[STATED PROBLEM] Set down each line of the material that follows, exactly, with no pictures.

[INFORMATION SUPPLIED]
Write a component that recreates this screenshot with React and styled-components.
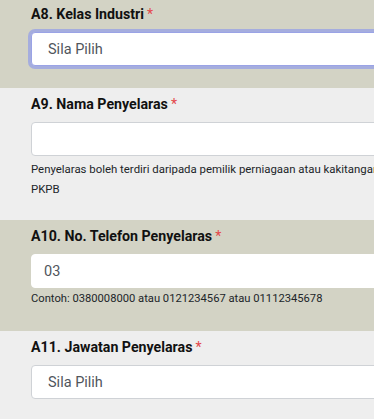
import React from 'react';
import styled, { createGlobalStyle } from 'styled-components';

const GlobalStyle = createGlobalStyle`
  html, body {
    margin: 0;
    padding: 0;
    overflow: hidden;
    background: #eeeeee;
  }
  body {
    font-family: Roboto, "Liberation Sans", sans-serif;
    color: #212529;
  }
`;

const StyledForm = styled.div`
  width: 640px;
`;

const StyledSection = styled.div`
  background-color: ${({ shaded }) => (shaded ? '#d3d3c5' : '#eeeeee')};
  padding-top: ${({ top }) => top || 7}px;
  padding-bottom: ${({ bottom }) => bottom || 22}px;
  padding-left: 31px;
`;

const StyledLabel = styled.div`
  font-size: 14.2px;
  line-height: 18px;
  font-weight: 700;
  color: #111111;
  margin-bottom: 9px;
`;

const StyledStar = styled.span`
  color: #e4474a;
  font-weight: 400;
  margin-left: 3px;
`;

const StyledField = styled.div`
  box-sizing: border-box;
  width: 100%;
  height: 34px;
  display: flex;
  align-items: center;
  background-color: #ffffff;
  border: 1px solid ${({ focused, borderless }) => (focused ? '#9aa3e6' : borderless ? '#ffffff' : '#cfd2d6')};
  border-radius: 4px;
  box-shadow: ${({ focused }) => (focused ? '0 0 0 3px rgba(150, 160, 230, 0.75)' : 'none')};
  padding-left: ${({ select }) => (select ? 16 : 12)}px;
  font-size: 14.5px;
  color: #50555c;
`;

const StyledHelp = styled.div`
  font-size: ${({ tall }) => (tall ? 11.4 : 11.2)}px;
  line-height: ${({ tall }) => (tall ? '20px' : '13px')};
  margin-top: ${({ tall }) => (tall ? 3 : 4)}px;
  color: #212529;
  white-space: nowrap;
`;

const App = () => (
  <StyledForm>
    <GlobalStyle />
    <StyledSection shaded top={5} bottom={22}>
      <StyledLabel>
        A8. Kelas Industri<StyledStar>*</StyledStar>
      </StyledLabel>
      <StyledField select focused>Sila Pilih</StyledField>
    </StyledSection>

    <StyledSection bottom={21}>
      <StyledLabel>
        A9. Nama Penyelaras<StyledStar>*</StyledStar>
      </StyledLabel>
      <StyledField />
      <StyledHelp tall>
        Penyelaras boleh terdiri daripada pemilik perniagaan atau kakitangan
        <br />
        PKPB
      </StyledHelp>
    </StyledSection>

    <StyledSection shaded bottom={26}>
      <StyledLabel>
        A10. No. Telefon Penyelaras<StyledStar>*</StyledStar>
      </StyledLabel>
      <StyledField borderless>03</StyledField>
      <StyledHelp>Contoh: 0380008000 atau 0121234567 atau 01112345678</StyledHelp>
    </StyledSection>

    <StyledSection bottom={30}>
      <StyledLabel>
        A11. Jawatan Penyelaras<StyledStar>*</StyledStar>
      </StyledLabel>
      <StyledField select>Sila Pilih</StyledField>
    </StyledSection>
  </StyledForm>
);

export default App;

[RESULT FOR THIS TASK]
Write a component that recreates this screenshot with React and styled-components.
import React from 'react';
import styled, { createGlobalStyle } from 'styled-components';

const GlobalStyle = createGlobalStyle`
  html, body {
    margin: 0;
    padding: 0;
    overflow: hidden;
    background: #eeeeee;
  }
  body {
    font-family: Roboto, "Liberation Sans", sans-serif;
    color: #212529;
  }
`;

const StyledForm = styled.div`
  width: 640px;
`;

const StyledSection = styled.div`
  background-color: ${({ shaded }) => (shaded ? '#d3d3c5' : '#eeeeee')};
  padding-top: ${({ top }) => top || 7}px;
  padding-bottom: ${({ bottom }) => bottom || 22}px;
  padding-left: 31px;
`;

const StyledLabel = styled.div`
  font-size: 14.2px;
  line-height: 18px;
  font-weight: 700;
  color: #111111;
  margin-bottom: 9px;
`;

const StyledStar = styled.span`
  color: #e4474a;
  font-weight: 400;
  margin-left: 3px;
`;

const StyledField = styled.div`
  box-sizing: border-box;
  width: 100%;
  height: 34px;
  display: flex;
  align-items: center;
  background-color: #ffffff;
  border: 1px solid ${({ focused, borderless }) => (focused ? '#9aa3e6' : borderless ? '#ffffff' : '#cfd2d6')};
  border-radius: 4px;
  box-shadow: ${({ focused }) => (focused ? '0 0 0 3px rgba(150, 160, 230, 0.75)' : 'none')};
  padding-left: ${({ select }) => (select ? 16 : 12)}px;
  font-size: 14.5px;
  color: #50555c;
`;

const StyledHelp = styled.div`
  font-size: ${({ tall }) => (tall ? 11.4 : 11.2)}px;
  line-height: ${({ tall }) => (tall ? '20px' : '13px')};
  margin-top: ${({ tall }) => (tall ? 3 : 4)}px;
  color: #212529;
  white-space: nowrap;
`;

const App = () => (
  <StyledForm>
    <GlobalStyle />
    <StyledSection shaded top={5} bottom={22}>
      <StyledLabel>
        A8. Kelas Industri<StyledStar>*</StyledStar>
      </StyledLabel>
      <StyledField select focused>Sila Pilih</StyledField>
    </StyledSection>

    <StyledSection bottom={21}>
      <StyledLabel>
        A9. Nama Penyelaras<StyledStar>*</StyledStar>
      </StyledLabel>
      <StyledField />
      <StyledHelp tall>
        Penyelaras boleh terdiri daripada pemilik perniagaan atau kakitangan
        <br />
        PKPB
      </StyledHelp>
    </StyledSection>

    <StyledSection shaded bottom={26}>
      <StyledLabel>
        A10. No. Telefon Penyelaras<StyledStar>*</StyledStar>
      </StyledLabel>
      <StyledField borderless>03</StyledField>
      <StyledHelp>Contoh: 0380008000 atau 0121234567 atau 01112345678</StyledHelp>
    </StyledSection>

    <StyledSection bottom={30}>
      <StyledLabel>
        A11. Jawatan Penyelaras<StyledStar>*</StyledStar>
      </StyledLabel>
      <StyledField select>Sila Pilih</StyledField>
    </StyledSection>
  </StyledForm>
);

export default App;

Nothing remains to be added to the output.